_Data lines_
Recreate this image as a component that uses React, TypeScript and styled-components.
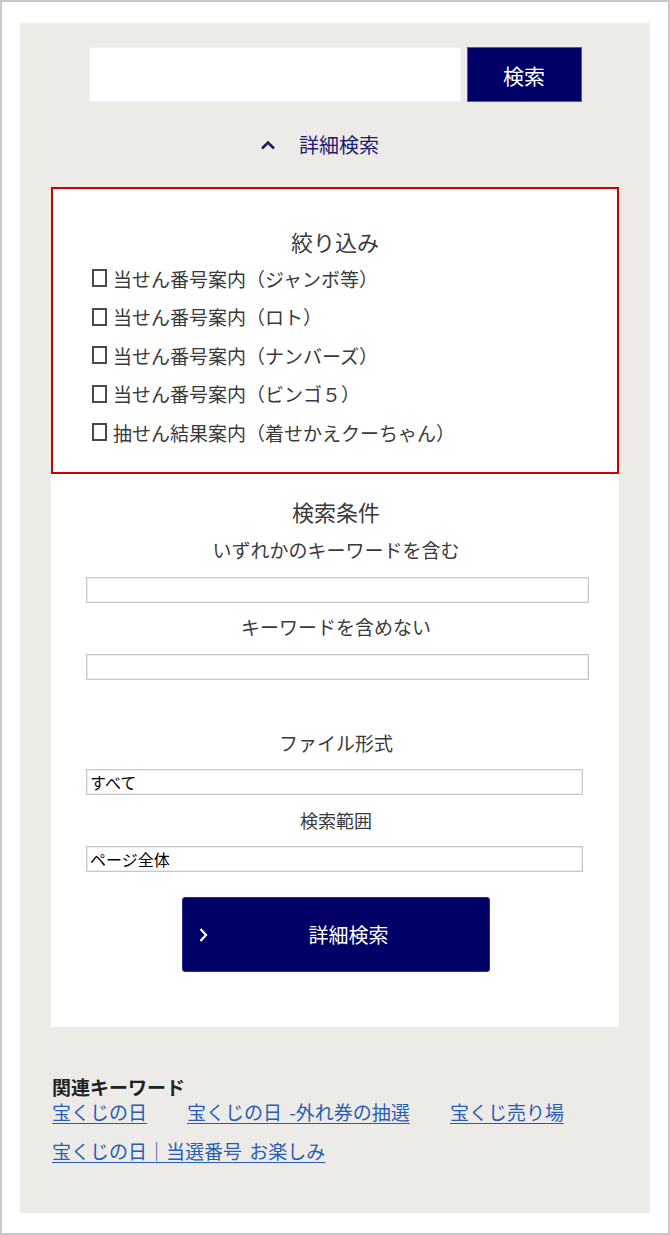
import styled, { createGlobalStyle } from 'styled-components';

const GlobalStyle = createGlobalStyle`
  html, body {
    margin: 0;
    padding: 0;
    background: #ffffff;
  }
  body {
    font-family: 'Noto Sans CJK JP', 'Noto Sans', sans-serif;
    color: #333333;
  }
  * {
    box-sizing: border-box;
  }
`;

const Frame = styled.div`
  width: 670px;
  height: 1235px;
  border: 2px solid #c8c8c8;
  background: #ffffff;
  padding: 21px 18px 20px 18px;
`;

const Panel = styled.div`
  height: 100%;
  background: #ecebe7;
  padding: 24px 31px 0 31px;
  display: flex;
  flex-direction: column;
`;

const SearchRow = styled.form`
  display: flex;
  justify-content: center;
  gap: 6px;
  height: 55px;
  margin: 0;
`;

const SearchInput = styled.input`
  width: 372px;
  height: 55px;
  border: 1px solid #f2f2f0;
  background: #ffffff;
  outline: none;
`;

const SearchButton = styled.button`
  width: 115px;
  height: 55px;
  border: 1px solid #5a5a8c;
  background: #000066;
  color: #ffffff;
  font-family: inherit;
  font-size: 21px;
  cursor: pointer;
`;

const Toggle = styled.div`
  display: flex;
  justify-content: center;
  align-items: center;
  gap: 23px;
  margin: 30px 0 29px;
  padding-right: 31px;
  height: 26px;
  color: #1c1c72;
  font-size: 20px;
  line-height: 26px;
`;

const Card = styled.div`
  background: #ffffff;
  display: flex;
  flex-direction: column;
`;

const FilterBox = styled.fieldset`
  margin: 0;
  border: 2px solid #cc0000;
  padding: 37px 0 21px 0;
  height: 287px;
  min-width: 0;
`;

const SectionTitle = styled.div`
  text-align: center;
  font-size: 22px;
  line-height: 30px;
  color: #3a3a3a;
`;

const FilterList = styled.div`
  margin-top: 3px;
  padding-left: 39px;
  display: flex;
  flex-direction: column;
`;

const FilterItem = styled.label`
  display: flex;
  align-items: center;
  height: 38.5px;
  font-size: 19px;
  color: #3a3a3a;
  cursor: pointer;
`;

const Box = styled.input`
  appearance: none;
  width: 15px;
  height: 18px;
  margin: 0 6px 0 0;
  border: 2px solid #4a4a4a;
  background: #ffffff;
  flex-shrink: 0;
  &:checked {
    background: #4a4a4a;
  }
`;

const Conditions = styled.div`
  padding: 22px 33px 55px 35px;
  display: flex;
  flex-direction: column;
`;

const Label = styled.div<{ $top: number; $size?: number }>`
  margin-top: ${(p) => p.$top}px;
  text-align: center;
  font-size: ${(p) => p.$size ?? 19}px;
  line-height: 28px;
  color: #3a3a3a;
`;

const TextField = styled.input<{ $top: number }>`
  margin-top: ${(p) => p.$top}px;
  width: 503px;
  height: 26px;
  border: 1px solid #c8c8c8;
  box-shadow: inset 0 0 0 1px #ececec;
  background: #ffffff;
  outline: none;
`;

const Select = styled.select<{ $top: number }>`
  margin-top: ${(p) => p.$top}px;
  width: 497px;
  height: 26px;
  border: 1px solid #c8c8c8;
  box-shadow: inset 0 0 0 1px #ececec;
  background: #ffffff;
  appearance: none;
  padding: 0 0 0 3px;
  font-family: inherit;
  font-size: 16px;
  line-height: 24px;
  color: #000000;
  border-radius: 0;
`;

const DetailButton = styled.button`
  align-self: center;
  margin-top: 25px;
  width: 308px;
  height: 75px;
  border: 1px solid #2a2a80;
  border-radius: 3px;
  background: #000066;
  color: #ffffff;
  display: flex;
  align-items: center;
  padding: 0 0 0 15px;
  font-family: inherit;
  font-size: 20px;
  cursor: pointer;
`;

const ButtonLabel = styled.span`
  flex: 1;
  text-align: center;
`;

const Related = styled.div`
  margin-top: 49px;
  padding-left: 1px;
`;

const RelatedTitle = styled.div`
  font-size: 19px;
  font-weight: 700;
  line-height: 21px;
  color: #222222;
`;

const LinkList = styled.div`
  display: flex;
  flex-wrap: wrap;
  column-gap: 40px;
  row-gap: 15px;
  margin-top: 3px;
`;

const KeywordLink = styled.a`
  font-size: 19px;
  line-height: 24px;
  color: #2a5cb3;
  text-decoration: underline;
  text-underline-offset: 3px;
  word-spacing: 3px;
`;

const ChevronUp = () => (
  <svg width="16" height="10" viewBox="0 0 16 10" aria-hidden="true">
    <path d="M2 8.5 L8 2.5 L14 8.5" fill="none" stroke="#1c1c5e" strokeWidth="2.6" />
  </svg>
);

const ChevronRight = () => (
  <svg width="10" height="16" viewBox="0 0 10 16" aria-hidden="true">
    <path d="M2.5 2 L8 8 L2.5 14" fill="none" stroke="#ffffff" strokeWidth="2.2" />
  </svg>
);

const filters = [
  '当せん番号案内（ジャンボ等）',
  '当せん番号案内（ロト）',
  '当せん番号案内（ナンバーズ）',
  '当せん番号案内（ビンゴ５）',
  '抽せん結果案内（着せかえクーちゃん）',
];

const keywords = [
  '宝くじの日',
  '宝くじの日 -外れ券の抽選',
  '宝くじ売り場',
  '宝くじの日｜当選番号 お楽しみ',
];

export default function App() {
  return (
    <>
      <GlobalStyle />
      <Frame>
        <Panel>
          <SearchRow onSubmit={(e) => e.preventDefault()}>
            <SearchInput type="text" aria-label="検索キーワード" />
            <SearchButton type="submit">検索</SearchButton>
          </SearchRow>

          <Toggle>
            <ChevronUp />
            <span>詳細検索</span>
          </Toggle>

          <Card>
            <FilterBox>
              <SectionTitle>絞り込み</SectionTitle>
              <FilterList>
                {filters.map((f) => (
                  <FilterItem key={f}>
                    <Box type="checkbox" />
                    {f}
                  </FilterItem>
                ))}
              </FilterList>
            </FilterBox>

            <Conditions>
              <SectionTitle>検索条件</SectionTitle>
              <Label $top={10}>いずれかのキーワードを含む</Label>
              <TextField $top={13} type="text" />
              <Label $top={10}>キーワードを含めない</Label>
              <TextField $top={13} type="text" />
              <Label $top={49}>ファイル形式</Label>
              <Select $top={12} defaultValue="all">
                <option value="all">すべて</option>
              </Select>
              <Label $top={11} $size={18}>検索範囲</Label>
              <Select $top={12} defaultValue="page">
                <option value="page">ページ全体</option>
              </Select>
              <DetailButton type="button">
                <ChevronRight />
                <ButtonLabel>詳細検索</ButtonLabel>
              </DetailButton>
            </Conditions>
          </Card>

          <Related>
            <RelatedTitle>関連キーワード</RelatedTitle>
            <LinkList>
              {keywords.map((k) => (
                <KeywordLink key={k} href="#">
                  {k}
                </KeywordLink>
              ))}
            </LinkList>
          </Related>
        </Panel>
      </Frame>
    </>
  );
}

_What needs to be done_
Reproduce all of the data exactly, omitting each picture it holds.

_Task output_
Recreate this image as a component that uses React, TypeScript and styled-components.
import styled, { createGlobalStyle } from 'styled-components';

const GlobalStyle = createGlobalStyle`
  html, body {
    margin: 0;
    padding: 0;
    background: #ffffff;
  }
  body {
    font-family: 'Noto Sans CJK JP', 'Noto Sans', sans-serif;
    color: #333333;
  }
  * {
    box-sizing: border-box;
  }
`;

const Frame = styled.div`
  width: 670px;
  height: 1235px;
  border: 2px solid #c8c8c8;
  background: #ffffff;
  padding: 21px 18px 20px 18px;
`;

const Panel = styled.div`
  height: 100%;
  background: #ecebe7;
  padding: 24px 31px 0 31px;
  display: flex;
  flex-direction: column;
`;

const SearchRow = styled.form`
  display: flex;
  justify-content: center;
  gap: 6px;
  height: 55px;
  margin: 0;
`;

const SearchInput = styled.input`
  width: 372px;
  height: 55px;
  border: 1px solid #f2f2f0;
  background: #ffffff;
  outline: none;
`;

const SearchButton = styled.button`
  width: 115px;
  height: 55px;
  border: 1px solid #5a5a8c;
  background: #000066;
  color: #ffffff;
  font-family: inherit;
  font-size: 21px;
  cursor: pointer;
`;

const Toggle = styled.div`
  display: flex;
  justify-content: center;
  align-items: center;
  gap: 23px;
  margin: 30px 0 29px;
  padding-right: 31px;
  height: 26px;
  color: #1c1c72;
  font-size: 20px;
  line-height: 26px;
`;

const Card = styled.div`
  background: #ffffff;
  display: flex;
  flex-direction: column;
`;

const FilterBox = styled.fieldset`
  margin: 0;
  border: 2px solid #cc0000;
  padding: 37px 0 21px 0;
  height: 287px;
  min-width: 0;
`;

const SectionTitle = styled.div`
  text-align: center;
  font-size: 22px;
  line-height: 30px;
  color: #3a3a3a;
`;

const FilterList = styled.div`
  margin-top: 3px;
  padding-left: 39px;
  display: flex;
  flex-direction: column;
`;

const FilterItem = styled.label`
  display: flex;
  align-items: center;
  height: 38.5px;
  font-size: 19px;
  color: #3a3a3a;
  cursor: pointer;
`;

const Box = styled.input`
  appearance: none;
  width: 15px;
  height: 18px;
  margin: 0 6px 0 0;
  border: 2px solid #4a4a4a;
  background: #ffffff;
  flex-shrink: 0;
  &:checked {
    background: #4a4a4a;
  }
`;

const Conditions = styled.div`
  padding: 22px 33px 55px 35px;
  display: flex;
  flex-direction: column;
`;

const Label = styled.div<{ $top: number; $size?: number }>`
  margin-top: ${(p) => p.$top}px;
  text-align: center;
  font-size: ${(p) => p.$size ?? 19}px;
  line-height: 28px;
  color: #3a3a3a;
`;

const TextField = styled.input<{ $top: number }>`
  margin-top: ${(p) => p.$top}px;
  width: 503px;
  height: 26px;
  border: 1px solid #c8c8c8;
  box-shadow: inset 0 0 0 1px #ececec;
  background: #ffffff;
  outline: none;
`;

const Select = styled.select<{ $top: number }>`
  margin-top: ${(p) => p.$top}px;
  width: 497px;
  height: 26px;
  border: 1px solid #c8c8c8;
  box-shadow: inset 0 0 0 1px #ececec;
  background: #ffffff;
  appearance: none;
  padding: 0 0 0 3px;
  font-family: inherit;
  font-size: 16px;
  line-height: 24px;
  color: #000000;
  border-radius: 0;
`;

const DetailButton = styled.button`
  align-self: center;
  margin-top: 25px;
  width: 308px;
  height: 75px;
  border: 1px solid #2a2a80;
  border-radius: 3px;
  background: #000066;
  color: #ffffff;
  display: flex;
  align-items: center;
  padding: 0 0 0 15px;
  font-family: inherit;
  font-size: 20px;
  cursor: pointer;
`;

const ButtonLabel = styled.span`
  flex: 1;
  text-align: center;
`;

const Related = styled.div`
  margin-top: 49px;
  padding-left: 1px;
`;

const RelatedTitle = styled.div`
  font-size: 19px;
  font-weight: 700;
  line-height: 21px;
  color: #222222;
`;

const LinkList = styled.div`
  display: flex;
  flex-wrap: wrap;
  column-gap: 40px;
  row-gap: 15px;
  margin-top: 3px;
`;

const KeywordLink = styled.a`
  font-size: 19px;
  line-height: 24px;
  color: #2a5cb3;
  text-decoration: underline;
  text-underline-offset: 3px;
  word-spacing: 3px;
`;

const ChevronUp = () => (
  <svg width="16" height="10" viewBox="0 0 16 10" aria-hidden="true">
    <path d="M2 8.5 L8 2.5 L14 8.5" fill="none" stroke="#1c1c5e" strokeWidth="2.6" />
  </svg>
);

const ChevronRight = () => (
  <svg width="10" height="16" viewBox="0 0 10 16" aria-hidden="true">
    <path d="M2.5 2 L8 8 L2.5 14" fill="none" stroke="#ffffff" strokeWidth="2.2" />
  </svg>
);

const filters = [
  '当せん番号案内（ジャンボ等）',
  '当せん番号案内（ロト）',
  '当せん番号案内（ナンバーズ）',
  '当せん番号案内（ビンゴ５）',
  '抽せん結果案内（着せかえクーちゃん）',
];

const keywords = [
  '宝くじの日',
  '宝くじの日 -外れ券の抽選',
  '宝くじ売り場',
  '宝くじの日｜当選番号 お楽しみ',
];

export default function App() {
  return (
    <>
      <GlobalStyle />
      <Frame>
        <Panel>
          <SearchRow onSubmit={(e) => e.preventDefault()}>
            <SearchInput type="text" aria-label="検索キーワード" />
            <SearchButton type="submit">検索</SearchButton>
          </SearchRow>

          <Toggle>
            <ChevronUp />
            <span>詳細検索</span>
          </Toggle>

          <Card>
            <FilterBox>
              <SectionTitle>絞り込み</SectionTitle>
              <FilterList>
                {filters.map((f) => (
                  <FilterItem key={f}>
                    <Box type="checkbox" />
                    {f}
                  </FilterItem>
                ))}
              </FilterList>
            </FilterBox>

            <Conditions>
              <SectionTitle>検索条件</SectionTitle>
              <Label $top={10}>いずれかのキーワードを含む</Label>
              <TextField $top={13} type="text" />
              <Label $top={10}>キーワードを含めない</Label>
              <TextField $top={13} type="text" />
              <Label $top={49}>ファイル形式</Label>
              <Select $top={12} defaultValue="all">
                <option value="all">すべて</option>
              </Select>
              <Label $top={11} $size={18}>検索範囲</Label>
              <Select $top={12} defaultValue="page">
                <option value="page">ページ全体</option>
              </Select>
              <DetailButton type="button">
                <ChevronRight />
                <ButtonLabel>詳細検索</ButtonLabel>
              </DetailButton>
            </Conditions>
          </Card>

          <Related>
            <RelatedTitle>関連キーワード</RelatedTitle>
            <LinkList>
              {keywords.map((k) => (
                <KeywordLink key={k} href="#">
                  {k}
                </KeywordLink>
              ))}
            </LinkList>
          </Related>
        </Panel>
      </Frame>
    </>
  );
}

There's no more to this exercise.